_Short problem:_ Note each line where "this" appears, and copy it.

_Given information:_

....

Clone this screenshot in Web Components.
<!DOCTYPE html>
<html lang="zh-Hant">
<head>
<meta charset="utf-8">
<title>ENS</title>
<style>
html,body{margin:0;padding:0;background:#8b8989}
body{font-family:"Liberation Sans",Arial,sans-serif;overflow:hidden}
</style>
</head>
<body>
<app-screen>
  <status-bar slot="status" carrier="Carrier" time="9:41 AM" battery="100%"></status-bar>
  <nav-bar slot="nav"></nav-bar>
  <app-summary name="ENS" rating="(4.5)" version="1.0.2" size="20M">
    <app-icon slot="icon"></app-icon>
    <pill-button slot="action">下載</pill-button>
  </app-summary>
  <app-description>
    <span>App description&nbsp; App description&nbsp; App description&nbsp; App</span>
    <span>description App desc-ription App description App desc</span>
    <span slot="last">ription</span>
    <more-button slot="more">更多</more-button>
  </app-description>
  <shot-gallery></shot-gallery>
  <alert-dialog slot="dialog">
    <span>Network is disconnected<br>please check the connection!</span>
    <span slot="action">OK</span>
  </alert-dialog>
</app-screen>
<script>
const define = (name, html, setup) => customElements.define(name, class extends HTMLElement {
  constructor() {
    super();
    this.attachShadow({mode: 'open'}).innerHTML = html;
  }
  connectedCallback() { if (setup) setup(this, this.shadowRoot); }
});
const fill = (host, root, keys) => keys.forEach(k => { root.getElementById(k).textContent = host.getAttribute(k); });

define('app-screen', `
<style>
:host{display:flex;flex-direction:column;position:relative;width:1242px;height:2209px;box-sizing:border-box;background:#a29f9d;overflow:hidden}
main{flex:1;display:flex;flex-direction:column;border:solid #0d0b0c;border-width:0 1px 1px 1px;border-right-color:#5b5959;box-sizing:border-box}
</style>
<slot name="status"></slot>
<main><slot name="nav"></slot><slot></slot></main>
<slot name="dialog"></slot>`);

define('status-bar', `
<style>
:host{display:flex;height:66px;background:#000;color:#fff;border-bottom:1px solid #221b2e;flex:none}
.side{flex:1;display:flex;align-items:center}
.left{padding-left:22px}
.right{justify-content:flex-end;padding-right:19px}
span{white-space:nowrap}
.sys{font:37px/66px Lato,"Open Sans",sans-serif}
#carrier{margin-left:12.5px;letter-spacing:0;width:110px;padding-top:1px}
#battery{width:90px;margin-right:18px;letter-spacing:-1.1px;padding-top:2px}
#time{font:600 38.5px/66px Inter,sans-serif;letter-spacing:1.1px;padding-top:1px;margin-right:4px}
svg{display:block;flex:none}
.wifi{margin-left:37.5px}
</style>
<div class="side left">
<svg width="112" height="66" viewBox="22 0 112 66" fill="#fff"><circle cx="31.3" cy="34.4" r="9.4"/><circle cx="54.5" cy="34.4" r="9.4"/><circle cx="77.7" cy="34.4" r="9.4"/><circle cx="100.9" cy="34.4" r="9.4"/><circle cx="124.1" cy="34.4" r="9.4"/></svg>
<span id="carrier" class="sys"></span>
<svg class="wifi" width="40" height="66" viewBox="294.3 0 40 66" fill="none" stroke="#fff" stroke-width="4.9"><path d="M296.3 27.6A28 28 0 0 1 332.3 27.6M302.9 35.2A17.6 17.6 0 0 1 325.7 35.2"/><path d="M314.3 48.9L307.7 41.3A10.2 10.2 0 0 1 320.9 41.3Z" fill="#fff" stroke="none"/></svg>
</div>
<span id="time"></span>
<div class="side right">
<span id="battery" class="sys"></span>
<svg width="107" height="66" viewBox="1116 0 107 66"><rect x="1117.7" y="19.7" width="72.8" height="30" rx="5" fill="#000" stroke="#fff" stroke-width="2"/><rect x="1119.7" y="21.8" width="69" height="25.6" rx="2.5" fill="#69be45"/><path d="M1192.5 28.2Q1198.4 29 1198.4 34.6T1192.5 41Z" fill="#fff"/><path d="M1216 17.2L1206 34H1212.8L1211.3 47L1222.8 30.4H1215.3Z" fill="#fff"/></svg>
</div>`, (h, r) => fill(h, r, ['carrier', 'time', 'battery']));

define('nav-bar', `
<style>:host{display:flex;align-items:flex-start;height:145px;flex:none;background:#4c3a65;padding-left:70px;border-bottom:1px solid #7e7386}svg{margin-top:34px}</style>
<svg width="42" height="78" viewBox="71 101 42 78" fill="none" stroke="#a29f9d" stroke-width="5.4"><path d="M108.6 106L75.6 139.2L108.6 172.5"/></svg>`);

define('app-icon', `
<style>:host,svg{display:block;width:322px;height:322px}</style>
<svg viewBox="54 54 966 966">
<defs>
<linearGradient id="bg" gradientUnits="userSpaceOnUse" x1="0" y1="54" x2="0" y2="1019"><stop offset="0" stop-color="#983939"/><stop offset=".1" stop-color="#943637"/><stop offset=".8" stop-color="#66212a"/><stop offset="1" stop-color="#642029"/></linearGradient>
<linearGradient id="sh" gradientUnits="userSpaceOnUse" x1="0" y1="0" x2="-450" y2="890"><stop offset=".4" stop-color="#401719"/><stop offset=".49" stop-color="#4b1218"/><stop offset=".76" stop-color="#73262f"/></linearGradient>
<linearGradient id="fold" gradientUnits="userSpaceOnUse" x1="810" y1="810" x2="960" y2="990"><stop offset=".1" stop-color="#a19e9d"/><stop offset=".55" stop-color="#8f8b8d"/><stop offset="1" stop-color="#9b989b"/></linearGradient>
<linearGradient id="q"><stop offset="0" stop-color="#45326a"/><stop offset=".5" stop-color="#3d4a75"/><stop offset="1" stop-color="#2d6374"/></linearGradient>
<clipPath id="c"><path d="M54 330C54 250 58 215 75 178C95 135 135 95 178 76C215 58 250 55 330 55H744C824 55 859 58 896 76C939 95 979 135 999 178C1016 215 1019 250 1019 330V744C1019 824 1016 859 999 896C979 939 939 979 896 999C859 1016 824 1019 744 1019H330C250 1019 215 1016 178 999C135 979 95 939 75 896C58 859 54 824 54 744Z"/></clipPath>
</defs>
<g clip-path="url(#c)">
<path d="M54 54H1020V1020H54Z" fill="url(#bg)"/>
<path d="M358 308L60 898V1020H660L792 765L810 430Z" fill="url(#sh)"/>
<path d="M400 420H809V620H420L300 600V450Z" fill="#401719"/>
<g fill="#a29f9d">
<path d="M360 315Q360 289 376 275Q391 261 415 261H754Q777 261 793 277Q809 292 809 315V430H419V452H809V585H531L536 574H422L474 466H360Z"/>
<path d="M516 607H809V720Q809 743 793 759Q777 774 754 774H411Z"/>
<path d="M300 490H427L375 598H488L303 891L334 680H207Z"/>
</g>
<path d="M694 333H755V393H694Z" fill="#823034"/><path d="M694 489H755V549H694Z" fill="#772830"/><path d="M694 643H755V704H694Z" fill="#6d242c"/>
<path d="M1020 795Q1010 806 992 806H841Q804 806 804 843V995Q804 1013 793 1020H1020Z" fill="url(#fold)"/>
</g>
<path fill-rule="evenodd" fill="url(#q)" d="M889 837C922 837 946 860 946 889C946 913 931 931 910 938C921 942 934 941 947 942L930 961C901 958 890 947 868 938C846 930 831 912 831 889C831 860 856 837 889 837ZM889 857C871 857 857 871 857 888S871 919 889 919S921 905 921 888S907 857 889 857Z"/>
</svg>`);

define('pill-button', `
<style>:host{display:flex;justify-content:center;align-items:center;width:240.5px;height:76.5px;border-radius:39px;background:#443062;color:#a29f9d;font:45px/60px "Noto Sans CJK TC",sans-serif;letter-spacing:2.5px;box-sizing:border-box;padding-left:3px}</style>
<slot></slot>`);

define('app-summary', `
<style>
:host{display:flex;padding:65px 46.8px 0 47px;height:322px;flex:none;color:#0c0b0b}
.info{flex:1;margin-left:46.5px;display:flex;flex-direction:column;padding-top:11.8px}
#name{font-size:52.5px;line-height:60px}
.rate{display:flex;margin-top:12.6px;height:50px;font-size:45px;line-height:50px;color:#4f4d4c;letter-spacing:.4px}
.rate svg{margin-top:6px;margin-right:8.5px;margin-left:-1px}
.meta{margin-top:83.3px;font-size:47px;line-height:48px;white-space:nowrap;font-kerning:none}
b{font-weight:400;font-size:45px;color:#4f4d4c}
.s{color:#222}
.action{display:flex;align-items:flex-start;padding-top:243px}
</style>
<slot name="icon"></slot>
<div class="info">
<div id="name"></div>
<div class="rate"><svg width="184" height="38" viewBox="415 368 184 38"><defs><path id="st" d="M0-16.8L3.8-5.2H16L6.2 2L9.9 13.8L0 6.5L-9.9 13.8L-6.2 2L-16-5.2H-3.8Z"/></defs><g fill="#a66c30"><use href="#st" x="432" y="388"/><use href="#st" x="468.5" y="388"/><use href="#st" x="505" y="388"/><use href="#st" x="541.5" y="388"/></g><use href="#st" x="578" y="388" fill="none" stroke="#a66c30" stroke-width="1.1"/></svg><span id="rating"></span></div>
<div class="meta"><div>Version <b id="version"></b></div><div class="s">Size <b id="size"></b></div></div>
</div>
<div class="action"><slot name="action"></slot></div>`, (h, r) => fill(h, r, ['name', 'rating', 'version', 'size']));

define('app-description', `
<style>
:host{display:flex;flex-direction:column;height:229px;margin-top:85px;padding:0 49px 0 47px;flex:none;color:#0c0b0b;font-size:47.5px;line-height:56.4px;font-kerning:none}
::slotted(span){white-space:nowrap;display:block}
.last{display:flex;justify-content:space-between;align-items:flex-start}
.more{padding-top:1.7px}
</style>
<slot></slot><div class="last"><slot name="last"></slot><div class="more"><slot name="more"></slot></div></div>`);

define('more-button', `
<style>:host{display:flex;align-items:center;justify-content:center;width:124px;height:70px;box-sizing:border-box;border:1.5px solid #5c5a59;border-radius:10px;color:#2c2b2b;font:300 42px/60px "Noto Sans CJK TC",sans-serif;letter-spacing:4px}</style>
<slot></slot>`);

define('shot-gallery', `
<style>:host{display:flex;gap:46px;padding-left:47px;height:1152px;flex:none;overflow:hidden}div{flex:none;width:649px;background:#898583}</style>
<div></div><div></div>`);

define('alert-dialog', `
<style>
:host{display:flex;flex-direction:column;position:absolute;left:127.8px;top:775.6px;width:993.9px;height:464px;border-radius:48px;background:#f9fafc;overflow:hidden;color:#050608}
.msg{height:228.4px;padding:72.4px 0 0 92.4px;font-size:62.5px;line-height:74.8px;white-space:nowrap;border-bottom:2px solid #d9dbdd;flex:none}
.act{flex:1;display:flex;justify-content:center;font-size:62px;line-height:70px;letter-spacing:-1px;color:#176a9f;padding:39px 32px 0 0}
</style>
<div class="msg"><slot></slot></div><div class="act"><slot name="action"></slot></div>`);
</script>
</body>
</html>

....

_Written answer:_
Clone this screenshot in Web Components.
    this.attachShadow({mode: 'open'}).innerHTML = html;
  connectedCallback() { if (setup) setup(this, this.shadowRoot); }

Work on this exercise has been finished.